The rhetoric coming from Whitmer's primary political rivals is even stronger than her own. At a debate on Mackinac Island, fellow progressive Abdul El-Sayed repeated an unfounded theory to explain Michigan's poor national showing. He employed a host of political buzzwords to scapegoat "a Betsy DeVos agenda" and "corporate-backed charter schools."
But Shri Thanedar may have taken the cake with his blunt statement: "We must outlaw for-profit charter schools in Michigan." (Whitmer has fashioned herself more moderate by only explicitly calling to stop their expansion.) Of course, technically, "for-profit charter schools" do not exist, and Michigan's conventional districts pay profit-making companies far more for various services than do the charters Thanedar wants to ban.
These candidates' statements are not just empty appeals to a hostile segment of primary election voters. Adverse action in 2019 and beyond remains a real threat, more so than when Jennifer Granholm presided over the governor’s office. Obligatory attacks on choice and charter schools now line the Democrats' path to political prestige.
The party's Lansing lawmakers already see charter schools as thieves, “stealing” money (as Rep. Kristy Pagan of Canton put it) rightfully meant for the current system. Next year, anti-choice legislation could get a serious hearing, legislation a potential Gov. Whitmer or Thanedar appears more than ready to sign.
Even without a friendly Legislature, though, an anti-choice executive could make university board appointments that undermine the key authorizers who support and hold accountable most of the state's charters.
A shift in power at the State Capitol would also embolden leaders in Detroit who are threatened by their increasingly successful education rivals.

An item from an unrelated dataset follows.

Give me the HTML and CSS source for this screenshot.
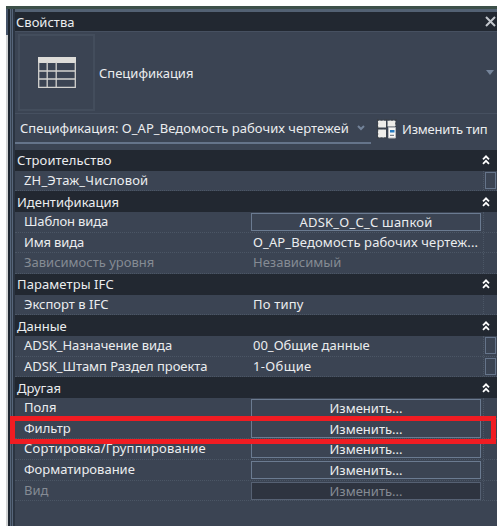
FILE: index.html
```html
<!DOCTYPE html>
<html lang="ru">
<head>
<meta charset="utf-8">
<title>Свойства</title>
<link rel="stylesheet" href="styles.css">
</head>
<body>
<svg class="defs" width="0" height="0"><symbol id="up" viewBox="0 0 8 10"><path d="M1 4.3 4 1.3 7 4.3M1 8.8 4 5.8 7 8.8" fill="none" stroke="#fff" stroke-width="1.8"/></symbol></svg>
<div class="window">
  <div class="edge"><div class="edge-top"></div><div class="edge-page"></div></div>
  <div class="rail"></div>
  <main class="panel">
    <header class="title"><span class="t-title">Свойства</span><svg width="11" height="11" viewBox="0 0 11 11"><path d="m1 1 9 9M10 1 1 10" stroke="#c3c7cd" stroke-width="2"/></svg></header>
    <section class="type">
      <div class="thumb"><svg width="38" height="31" viewBox="0 0 38 31"><path d="M0 0h38v6H0z" fill="#deddd9"/><path d="M.7 5v25.3h36.6V5M1 14h36M1 22h36M9.2 5v25M18.2 5v25" fill="none" stroke="#d3d2cf" stroke-width="1.3"/></svg></div>
      <span class="t-type">Спецификация</span>
      <i class="arrow"></i>
    </section>
    <section class="selector">
      <div class="combo"><span class="t-combo">Спецификация: О_АР_Ведомость рабочих чертежей</span><svg width="8" height="6" viewBox="0 0 8 6"><path d="m1 1 3 3 3-3" fill="none" stroke="#73839a" stroke-width="2"/></svg></div>
      <svg class="edit-icon" width="20" height="20" viewBox="0 0 20 20"><path d="M1 1.5h8v7H1zM10.5 1.5h8v6h-8zM1 10.5h8v8H1z" fill="#eeede9"/><path d="M0 1h20M.7 0v20M0 9.6h10M9.7 0v20M0 19h10M18.8 0v8" fill="none" stroke="#3b3f45" stroke-width="1" stroke-dasharray="2 1.5"/><path d="M11.5 8.5h7v10.5h-7z" fill="#f7f7f5" stroke="#b7b9bc"/><path d="M13 11h4.5v2.5H13z" fill="#277cc2"/><path d="M13 16.3h4" stroke="#596471"/></svg>
      <span class="t-edit">Изменить тип</span>
    </section>
    <section class="grid">
      <div class="group"><span class="g1">Строительство</span><svg><use href="#up"/></svg></div>
      <div class="row"><span class="name"><span class="n1">ZH_Этаж_Числовой</span></span><span class="value"></span><span class="last"><i class="box"></i></span></div>
      <div class="group"><span>Идентификация</span><svg><use href="#up"/></svg></div>
      <div class="row"><span class="name"><span class="n2">Шаблон вида</span></span><span class="value button"><span class="v2">ADSK_О_С_С шапкой</span></span><span class="last"></span></div>
      <div class="row"><span class="name"><span class="n2">Имя вида</span></span><span class="value"><span class="v3">О_АР_Ведомость рабочих чертеж...</span></span><span class="last"></span></div>
      <div class="row off"><span class="name"><span>Зависимость уровня</span></span><span class="value"><span>Независимый</span></span><span class="last"></span></div>
      <div class="group"><span class="g3">Параметры IFC</span><svg><use href="#up"/></svg></div>
      <div class="row"><span class="name"><span>Экспорт в IFC</span></span><span class="value"><span class="v5">По типу</span></span><span class="last"></span></div>
      <div class="group"><span>Данные</span><svg><use href="#up"/></svg></div>
      <div class="row"><span class="name"><span class="n6">ADSK_Назначение вида</span></span><span class="value"><span>00_Общие данные</span></span><span class="last"><i class="box"></i></span></div>
      <div class="row"><span class="name"><span class="n6">ADSK_Штамп Раздел проекта</span></span><span class="value"><span class="v7">1-Общие</span></span><span class="last"><i class="box"></i></span></div>
      <div class="group"><span>Другая</span><svg><use href="#up"/></svg></div>
      <div class="row"><span class="name"><span>Поля</span></span><span class="value button"><span>Изменить...</span></span><span class="last"></span></div>
      <div class="row"><span class="name"><span>Фильтр</span></span><span class="value button"><span>Изменить...</span></span><span class="last"></span></div>
      <div class="row"><span class="name"><span class="n10">Сортировка/Группирование</span></span><span class="value button"><span>Изменить...</span></span><span class="last"></span></div>
      <div class="row"><span class="name"><span>Форматирование</span></span><span class="value button"><span>Изменить...</span></span><span class="last"></span></div>
      <div class="row off"><span class="name"><span>Вид</span></span><span class="value button"><span>Изменить...</span></span><span class="last"></span></div>
    </section>
  </main>
  <div class="highlight"></div>
</div>
</body>
</html>
```

FILE: styles.css
```css
* { box-sizing: border-box; }
body { margin: 0; width: 502px; height: 532px; padding: 6px 0 0 6px; overflow: hidden; background: #fff; font: 13px/18px "Noto Sans", "Open Sans", sans-serif; color: #ebedef; }
.defs { position: absolute; }
svg { flex: none; display: block; }
span { white-space: nowrap; }
.window { position: relative; width: 491px; height: 520px; display: flex; border-top: 3px solid #3c5049; background: #3b4453; }
.edge { width: 2px; }
.edge-top { height: 26px; background: #46546a; }
.edge-page { height: 491px; background: #d2d4d5; }
.rail { width: 7px; background: linear-gradient(90deg, #202832 0 2px, #56657a 2px 3px, #35404e 3px 4px, #56657a 4px 5px, #2b3441 5px 7px); }
.panel { width: 482px; border-top: 3px solid #536173; background: #3b4453; }
.title { height: 19px; display: flex; align-items: center; justify-content: space-between; background: #222831; padding: 0 1px; }
.type { height: 83px; display: flex; align-items: center; border: solid #465060; border-width: 1px 0; padding-left: 3px; }
.thumb { width: 77px; height: 77px; display: grid; place-items: center; border: 2px solid #434d5c; margin-right: 4px; }
.arrow { margin-left: auto; margin-right: 3px; border: 4px solid transparent; border-top: 5px solid #75849a; border-bottom: 0; }
.selector { height: 36px; display: flex; align-items: flex-start; }
.combo { width: 356px; height: 30px; display: flex; align-items: center; justify-content: space-between; padding: 0 6px 0 5px; border-bottom: 2px solid #65748a; }
.t-combo { letter-spacing: .04px; }
.edit-icon { margin: 5px 5px 0 6px; }
.t-edit { margin-top: 6px; letter-spacing: -.2px; }
.grid { display: grid; grid-auto-rows: 20.68px; }
.group { display: flex; align-items: center; justify-content: space-between; background: #222831; padding: 0 7px 0 2px; }
.group svg { width: 8px; height: 10px; }
.row { display: grid; grid-template-columns: 236px 230px 16px; border-bottom: 1px dotted #4b5665; }
.name { padding-left: 9px; }
.value { padding-left: 2px; }
.button { height: 18px; margin-top: 1px; padding: 0; border: 1px solid #6b7b91; display: flex; justify-content: center; line-height: 17px; }
.last { margin-left: 2px; border-left: 1px dotted #4b5665; padding: 1px 0 0 1px; }
.box { display: block; width: 11px; height: 17px; border: 1px solid #65748a; }
.off { color: #858b94; }
.off .button { background: #2e3440; border-color: #566173; }
.g1, .g3 { letter-spacing: .1px; }
.n1 { letter-spacing: .17px; }
.n2 { letter-spacing: -.15px; }
.n6 { letter-spacing: -.05px; }
.n10 { letter-spacing: .19px; }
.v2 { letter-spacing: .22px; }
.v3 { letter-spacing: .12px; }
.v5 { letter-spacing: .2px; }
.v7 { letter-spacing: .35px; }
.highlight { position: absolute; left: 4px; top: 407px; width: 486px; height: 28px; border: 5px solid #f01c22; }
```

Even with Republican majorities in the Legislature, they nearly secured significant restrictions to charters in 2016. The same Legislature had to pass several laws to stop the Detroit school district from blocking a successful charter from buying a new building needed for its growth. The superintendent who advocated for the restrictions also has threatened to pull the plug on charters authorized by his district.
When it comes to the state of educational freedom in Michigan, a different political environment is coming. Either the Mackinac Center will have to dig in to fight more defensive battles, or we will be able to expand our focus on helping students secure access to additional effective learning options.
The good news is that it's not too late to awaken to the threat and opportunity that lies before us.